An ordered matrix is a direct form of representation of the distance matrix in which various colours or degrees of shading are used to represent different distance ranges. The samples in the matrix are arranged in such a way as to put nearest neighbours as close together as possible. Figure 30 gives an example of a simple ordered matrix for the DMD data. An excellent way to arrive at the best possible sequence of neighbours for the ordered matrix is to use Kruskal's multidimensional scaling technique (ref. 134), which is strongly based on neighbourship criteria, to scale the n-dimensional distance matrix to a one-dimensional sequence.

Non-linear mapping techniques have been used extensively in this work and are sufficiently complex to be considered as multivariate statistical analysis procedures in their own right. In fact, the non-linear mapping technique most often used by us, which is based on Kruskal's multidimensional scaling method (ref. 134), has sometimes been compared with principal component factor analysis techniques (ref. 132) because of its remarkable ability to display the most prominent numerical trends in the data. The concept of non-linear mapping is complicated and therefore often a source of confusion. For instance, a Kruskal-type two-dimensional non-linear map (three-dimensional versions also exist) is not a projection of multidimensional space on to two-dimensional space, but the result of an iterative computer procedure (ref. 45) aimed at minimizing the "stress", an empirical goodness-of-fit value (ref. 135) which compares the configuration in two-dimensional space with the original configuration in multidimensional space. Low stress values (e.g. <5%) are obtained if the nearest neighbour sequence for each point in the non-linear map is nearly identical with the

nearest neighbour sequence for the corresponding point in multidimensional space.

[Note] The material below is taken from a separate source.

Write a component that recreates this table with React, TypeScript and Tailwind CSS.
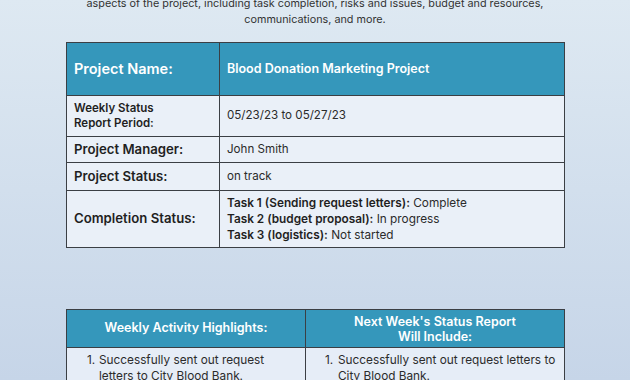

Whereas "relative neighbourship" is thus preserved as far as possible, relative distance between points is often sacrificed.

The non-linear map of the distance matrix in Table 6 is shown in Figure 31. This map conforms closely to the mental picture formed from the distance matrix, as also evidenced by the very low stress value of 0.8%. In particular, the non-linear map appears to be a synthesis of the relationships shown in the scatter plots of Figures 26 and 27.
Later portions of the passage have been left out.